The forces of change have paid hefty prices, for the leaders of society found themselves unready for the task of leading and managing a state. They lacked, to varying degrees, the vision, leadership, the program and organizational structures. They also paid the price of staying isolated in their states, hence they were cordoned off by their enemies. Currently, there is frustration among the ranks and supporters of these forces.

In return, the forces of change, especially the Islamic ones, are still the most popular among the public (this is evident when the ceiling of freedoms is raised), for the regimes failed to eradicate and isolate them. In addition, the Arab regimes that suppressed the forces of change are still having the same corruption and failure systems that led to the revolutions of the “Arab Spring,” thus reproducing the same conditions that led to the rise of the forces of reform and change again.

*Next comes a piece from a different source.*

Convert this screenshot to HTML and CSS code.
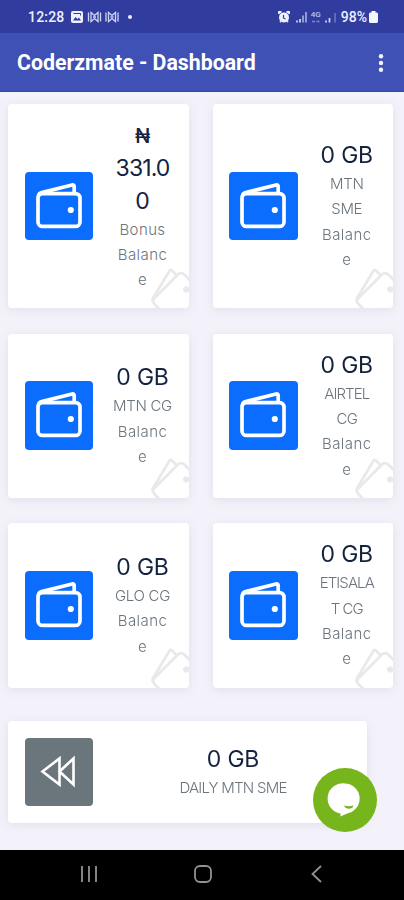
FILE: index.html
```
<!DOCTYPE html>
<html lang="en">
<head>
<meta charset="utf-8">
<title>Coderzmate - Dashboard</title>
<link rel="stylesheet" href="styles.css">
</head>
<body>
<svg class="defs" aria-hidden="true">
  <symbol id="wallet" viewBox="0 0 68 68">
    <rect x="13" y="21.600" width="42" height="32.800" rx="4.500"/>
    <path d="M13.500 24q.3-2.600 3.200-3.400L47 13q2.200-.4 2.200 1.800v6"/>
    <circle cx="45.800" cy="38" r="3.100" class="dot"/>
  </symbol>
</svg>
<div class="status">
  <div class="group">
    <span class="clock">12:28</span>
    <svg class="s-img" viewBox="0 0 12 12"><rect width="12" height="12" rx="2" fill="#eef0ff"/><path d="M2 9.500 4.500 6l2 2 1.500-1.500 2 3z" fill="#303d9f"/><path d="M2.500 2.500h7v2" fill="none" stroke="#303d9f"/></svg>
    <svg class="s-bow" viewBox="0 0 33 12" fill="none" stroke="#cfd4f5" stroke-width="1.300"><path d="M1.500 1.500v9M4 10.500v-9l3.500 3 3.500-3v9l-3.500-3zM13.500 1.500v9M6 6h3"/><path d="M19 1.500v9M21.500 10.500v-9l3.500 3 3.500-3v9l-3.500-3zM31 1.500v9M23.500 6h3"/></svg>
    <span class="bullet"></span>
  </div>
  <div class="group right">
    <svg class="s-alarm" viewBox="0 0 12 12"><circle cx="6" cy="6.400" r="5" fill="#eef0ff"/><path d="M1 3V1h2.500M8.500 1H11v2M2 11l1-1M10 11l-1-1" fill="none" stroke="#eef0ff" stroke-width="1.800"/><path d="M5.500 4v3l2 1" fill="none" stroke="#303d9f" stroke-width="1.200"/></svg>
    <svg class="s-sig" viewBox="0 0 11 12"><path d="M1 11.500v-2M4 11.500V8" stroke="#ccd1f2" stroke-width="1.800"/><path d="M7 11.500v-7M10 11.500V1" stroke="#9ba3dc" stroke-width="1.800"/></svg>
    <span class="net"><span>4G</span><svg viewBox="0 0 9 5"><path d="M1 2.500h3M5.500 2.500h3" stroke="#8088c9" stroke-width="1.500"/></svg></span>
    <svg class="s-sig" viewBox="0 0 11 12"><path d="M1 11.500v-2M4.500 11.500V7" stroke="#ccd1f2" stroke-width="1.800"/><path d="M10 11.500V2" stroke="#6d76c2" stroke-width="1.600"/></svg>
    <span class="pct">98%</span>
    <svg class="s-bat" viewBox="0 0 9 12"><path d="M2.500 0h4v1.500H8l1 1V11l-1 1H1l-1-1V2.500l1-1h1.500z" fill="#f4f5ff"/></svg>
  </div>
</div>
<header class="bar">
  <h1>Coderzmate - Dashboard</h1>
  <svg class="more" viewBox="0 0 6 18" fill="#f3f4ff"><circle cx="3" cy="2.300" r="2.200"/><circle cx="3" cy="9" r="2.200"/><circle cx="3" cy="15.700" r="2.200"/></svg>
</header>
<main>
  <section class="grid">
    <article class="card">
      <div class="tile"><svg><use href="#wallet"/></svg></div>
      <div class="info"><p class="value"><span class="naira">₦</span><br><span class="amount">331.0</span><br>0</p><p class="label">Bonus<br>Balanc<br>e</p></div>
      <svg class="mark"><use href="#wallet"/></svg>
    </article>
    <article class="card">
      <div class="tile"><svg><use href="#wallet"/></svg></div>
      <div class="info"><p class="value">0 GB</p><p class="label"><span class="caps">MTN<br>SME</span><br>Balanc<br>e</p></div>
      <svg class="mark"><use href="#wallet"/></svg>
    </article>
    <article class="card">
      <div class="tile"><svg><use href="#wallet"/></svg></div>
      <div class="info"><p class="value">0 GB</p><p class="label"><span class="caps">MTN CG</span><br>Balanc<br>e</p></div>
      <svg class="mark"><use href="#wallet"/></svg>
    </article>
    <article class="card">
      <div class="tile"><svg><use href="#wallet"/></svg></div>
      <div class="info"><p class="value">0 GB</p><p class="label"><span class="caps tight">AIRTEL<br>CG</span><br>Balanc<br>e</p></div>
      <svg class="mark"><use href="#wallet"/></svg>
    </article>
    <article class="card">
      <div class="tile"><svg><use href="#wallet"/></svg></div>
      <div class="info"><p class="value">0 GB</p><p class="label"><span class="caps">GLO CG</span><br>Balanc<br>e</p></div>
      <svg class="mark"><use href="#wallet"/></svg>
    </article>
    <article class="card">
      <div class="tile"><svg><use href="#wallet"/></svg></div>
      <div class="info"><p class="value">0 GB</p><p class="label"><span class="caps tight">ETISALA<br>T CG</span><br>Balanc<br>e</p></div>
      <svg class="mark"><use href="#wallet"/></svg>
    </article>
  </section>
  <article class="card wide">
    <div class="tile gray"><svg viewBox="0 0 68 68"><path d="M17.500 33.500 34.500 20.500v26zM34.500 33.500 48.500 20.500v26z" class="rewind"/></svg></div>
    <div class="info"><p class="value">0 GB</p><p class="label"><span class="caps daily">DAILY MTN SME</span></p></div>
  </article>
  <div class="chat"><svg viewBox="0 0 64 64"><path d="M32 15.500a15 15 0 0 1 3.500 29.500Q31 46.500 27.500 48.500V45.500A15 15 0 0 1 32 15.500z" fill="#fff"/><path d="M31 37.500q5 1.500 9.500 0-1 3.200-4.500 3.200T31 37.500z" fill="#76b51b"/></svg></div>
</main>
<nav class="keys">
  <svg viewBox="0 0 18 18"><path d="M2 1v16M9 1v16M16 1v16"/></svg>
  <svg viewBox="0 0 18 18"><rect x="1" y="1" width="16" height="16" rx="5"/></svg>
  <svg viewBox="0 0 18 18"><path d="M13 1 4.500 9l8.500 8"/></svg>
</nav>
</body>
</html>
```
FILE: styles.css
```
* { box-sizing: border-box; }
body {
  margin: 0;
  width: 404px;
  height: 900px;
  overflow: hidden;
  display: flex;
  flex-direction: column;
  background: #f3f2fa;
  font-family: Inter, "Liberation Sans", sans-serif;
}
.defs { position: absolute; width: 0; height: 0; }
svg { display: block; }

.status {
  height: 33px;
  flex: none;
  display: flex;
  justify-content: space-between;
  padding: 1px 26px 0 28px;
  background: #303d9f;
  color: #eef0ff;
  font: 500 14px/32px Roboto, sans-serif;
}
.group { display: flex; align-items: center; }
.clock { width: 43px; letter-spacing: .2px; }
.s-img { width: 12px; height: 12px; margin-right: 4px; }
.s-bow { width: 33px; height: 12px; }
.bullet { width: 4px; height: 4px; border-radius: 50%; background: #eef0ff; margin-left: 8px; }
.s-alarm { width: 12px; height: 12px; margin-right: 6px; }
.s-sig { width: 11px; height: 12px; }
.net { display: flex; flex-direction: column; align-items: center; width: 10px; margin: 0 4px; font-size: 8px; line-height: 8px; color: #bcc3ec; }
.net svg { width: 9px; height: 5px; }
.pct { margin: 0 2px 0 5px; }
.s-bat { width: 9px; height: 12px; }

.bar {
  height: 59px;
  flex: none;
  display: flex;
  align-items: center;
  justify-content: space-between;
  padding: 2px 20px 0 17px;
  background: #3f51b5;
  border-bottom: 1px solid #36459f;
}
.bar h1 { margin: 0; color: #fff; font: 700 21.300px/30px Roboto, sans-serif; }
.more { width: 6px; height: 18px; }

main { position: relative; height: 757.500px; flex: none; padding: 12px 11.500px 0 8px; }
.grid {
  display: grid;
  grid-template-columns: 180.500px 180px;
  grid-template-rows: 204px 164px 164.500px;
  gap: 25.500px 24px;
}
.card {
  position: relative;
  display: flex;
  align-items: center;
  padding: 0 16.500px;
  overflow: hidden;
  background: #fff;
  border-radius: 4px;
}
.grid, .wide { filter: drop-shadow(0 2px 5px rgba(60, 60, 100, .09)); }
.tile { width: 68.500px; height: 68.500px; flex: none; border-radius: 4px; background: #0b6dfd; }
.tile svg { width: 68px; height: 68px; fill: none; stroke: #fff; stroke-width: 3.700; }
.dot { fill: currentColor; stroke: none; }
.tile { color: #fff; }
.tile.gray { background: #6a757c; }
.tile .rewind { stroke-width: 2.600; }
.info { flex: 1; margin: 0 -10px 0 10px; text-align: center; white-space: nowrap; }
.info p { margin: 0; }
.value { color: #14233d; font-size: 23px; line-height: 32.500px; letter-spacing: -.2px; }
.amount { letter-spacing: -.9px; }
.naira { font-size: 20px; font-weight: 500; }
.label { position: relative; top: -.5px; color: #6c757d; font-size: 15px; line-height: 25.300px; font-weight: 300; letter-spacing: .4px; }
.caps { letter-spacing: -.3px; }
.caps.tight { letter-spacing: -.9px; }
.caps.daily { letter-spacing: -.75px; }
.mark {
  position: absolute;
  right: -20.500px;
  bottom: -21px;
  width: 68px;
  height: 68px;
  transform: rotate(-45deg);
  fill: none;
  stroke: #e9e9eb;
  stroke-width: 2.800;
  color: #e9e9eb;
}
.wide { width: 358.500px; height: 101.500px; margin-top: 33.500px; }
.wide .info { margin: 0 -1px 0 22px; }
.chat {
  position: absolute;
  left: 313px;
  top: 676px;
  width: 64px;
  height: 64px;
  border-radius: 50%;
  background: #76b51b;
}

.keys { flex: 1; display: flex; justify-content: center; gap: 96px; align-items: center; padding: 0 0 2px 2px; background: #000; }
.keys svg { width: 18px; height: 18px; fill: none; stroke: #929292; stroke-width: 1.800; }
```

The Palestinian resistance forces, specifically those with an Islamic background (despite the restrictions and siege they suffer), are emerging as rising forces that Israel has failed to subdue, and they have succeeded in developing their military performance, which has emerged significantly in the 2021 Sword of Jerusalem Battle (dubbed by Israel Operation Guardian of the Walls). They have also succeeded, alongside popular resistance, in defending Jerusalem and al-Aqsa Mosque and in mobilizing the masses. Thus, the issue of Palestine has remained the unifying issue which enhances the meanings of pride and dignity and the desire for liberation and advancement. These forces have also inspired the peoples to reject the normalization with Israel. Therefore, eradicating resistance forces is needed to pass the US-Zionist normalization project in the region, whereas the success and steadfastness of the resistance blocks the way for this normalization plan and provides a leverage for the forces of change and reform to regain the initiative and present their project.


Based on the foregoing, we are faced with a state of instability, “anxiety” and a “strategic vacuum.” Although the great players enjoy several advantages, each player faces major crises, some of which are structural and fundamental, preventing them from imposing their vision of spheres of influence in the region.

Whatever the US efforts are, the US is retreating from its longstanding role, and neither the Russians nor the Chinese or the current regional projects can fill the vacuum in the region.

This might give hope to the forces of reform and change in the region to restore confidence, take the initiative and strongly present their Islamic civilizational revival project. However, a lot of work is required from these forces, starting with presenting their vision and mature solutions regarding the administration of the state, the preparatıon of competent people who do not fear for their life or livelihood, the formation of a society embracing revival as well as restoring the confidence of the masses and urging them to revolt against their miserable reality. These forces must also develop their organizational structures, their interaction with people and must present leaders and symbols who are inspiring, strong, effective and reliable, in order to take the coming wave of change to safety.